Turner was quite thoroughly aware of the social and political conditions of his time. The most famous and certainly one of the most powerful paintings in the show, MFA’s “The Slave Ship” (full title: “Slavers Throwing Overboard the Dead and Dying, Typhoon Coming On”), painted in 1840, at the height of Turner’s maturity (he was 65), leaves no doubt about Turner’s social consciousness. The painting was first exhibited at the time of the first World Anti-Slavery Convention in London. This devastating masterpiece gets its own shrine-like space, important to let viewers see not only the brilliant colors of the sunset and oncoming storm and the delicate masts of the ghostly ship, but most crucially the hands of the enslaved reaching up out of the roiling water. If you wonder why Boston was one of only three stops on this tour, this painting must surely be the answer. It's in dazzling condition but too fragile to travel.

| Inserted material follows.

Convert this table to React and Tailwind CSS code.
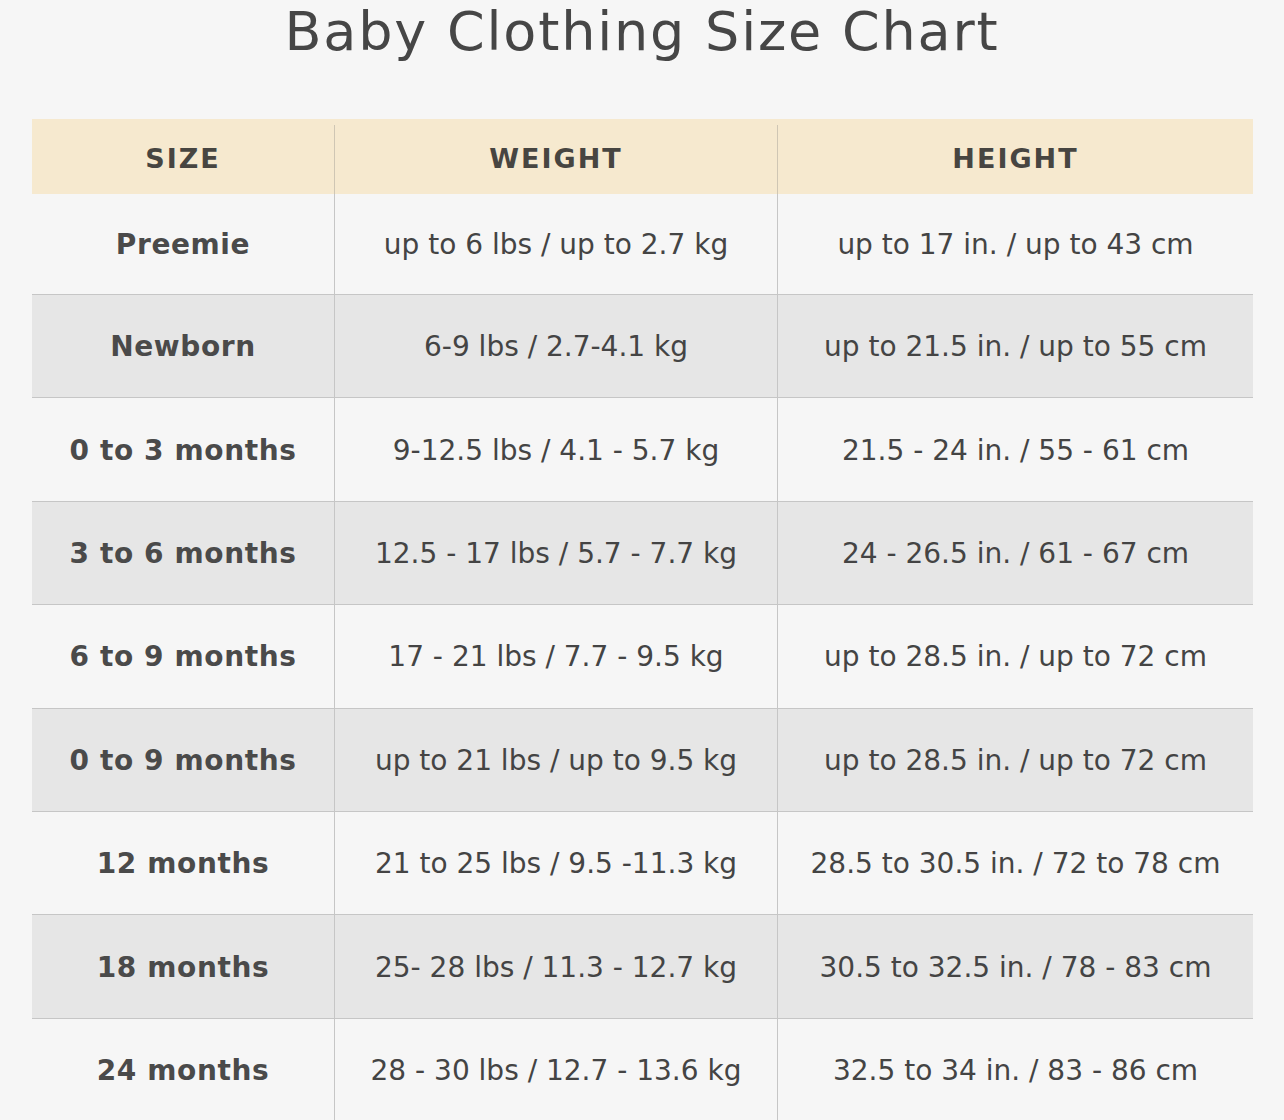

So is the Philadelphia Museum of Art’s “The Burning of the Houses of Lords and Commons,” another great painting of an event Turner witnessed firsthand (in 1834), so that thrilling work unfortunately isn’t part of this big retrospective. But its companion piece is — the Cleveland Museum’s version of the same subject, in which the sky itself seems to be ablaze as does its reflection in the Thames. This painting alone is worth a visit to the Turner show, and if you live in the Boston area, the MFA is a lot closer than Cleveland.
Turner lived in an age of war and revolution, and a section of the show called “War and Peace” has some startling works, both glorifying war and exposing the suffering caused by it. “The Battle of Trafalgar, as Seen from the Mizen Starboard Shrouds of the ‘Victory’” (an earlier work, painted 1806-1808 — Ilchman enjoyed pointing out Turner’s elaborately wordy titles), is almost a cubist jumble of intersecting clashes. In “Snow Storm: Hannibal and his Army Crossing the Alps,” we can see Turner drawing a parallel between ancient and modern warfare, Hannibal and Napoleon. (In the distance you can make out the wonderful detail of a tiny elephant lifting its trunk.)
Ilchman also pointed out various subtleties of the installation, some of which I had barely noticed. Each gallery is painted a different color. Gray walls in the rooms dealing with the industrial revolution, dark blood red in the rooms about war. Most of the rooms have old-fashioned cornices and moldings. One large room is hung the way paintings at the Royal Academy were hung in the 19th century: “skied” — that is, paintings hung one on top of another, all the way up to the ceiling. The preferred position was just above eye level, which is where the three biggest Turners in this gallery are hung, and where Ilchman thinks Turner wanted us to look, slightly up at them. On the very top row, closest to the sky, hang only empty frames — a sly art-historical joke.
But in the last room of the exhibit, there are no moldings or cornices, the track lighting is very bright, and the walls are stark white. This room is called “Modern Painter” — an allusion to Turner advocate John Ruskin’s famous five-volume book of art criticism, “Modern Painters” (1842).
Although Turner achieved success both with the art world and the public, not everyone (not even as smart a person as Mark Twain) understood what he was doing. In “Modern Painters,” Ruskin wrote about Turner, and how to look at his paintings, with particular eloquence. He singled out “The Slave Ship,” which he actually owned. (Ultimately, he couldn’t bear to live with it and sold it to the Metropolitan Museum, which later deaccessioned it — hence its final home in Boston.)
In this last room of “Turner’s Modern World,” we see a gallery of paintings that could have been painted much more recently than Turner. Impressionist — and even Expressionist — looking paintings that, from a distance, you might have mistaken for Monets or even de Koonings, with smears and swirls of paint that almost completely obliterate the subject. Especially seascapes, with light turning into paint before your very eyes. Some of these are in fact unfinished, but it’s actually hard to tell which ones are finished and which ones aren’t. Some of them, like the Metropolitan Museum’s “Whalers (‘The Whale Ship’)” or the Tate’s “Peace — Burial at Sea,” are among the most dazzling images in the show.
And there are also paintings hanging in earlier galleries — like “Wreckers — Coast of Northumberland with a Steam-Boat Assisting a Ship off Shore” (you could hardly tell the subject of this painting without its full title), from the Yale Center for British Art, or the Tate’s “Snow Storm — Steam Boat Off a Harbour’s Mouth,” or the magnificent “Rockets and Blue Lights (Close at Hand) to Warn Steam Boats of Shoal Water” from the Clark Institute — that are also so abstract, so “modern,” they could have easily fit into this last room.
And I haven’t even mentioned Turner’s blinding images of the sun (or moon), or the roomful of paintings of Venice (which Ilchman regards as political allegories: the failure of the Venetian empire as opposed to the increasing success of the British), or Turner’s amazingly delicate drawings or breathtaking little sketchbooks. The more I keep thinking about this show, the more I want to go back and see it all again.
"Turner's Modern World" is on view at the Museum of Fine Arts, Boston through July 10.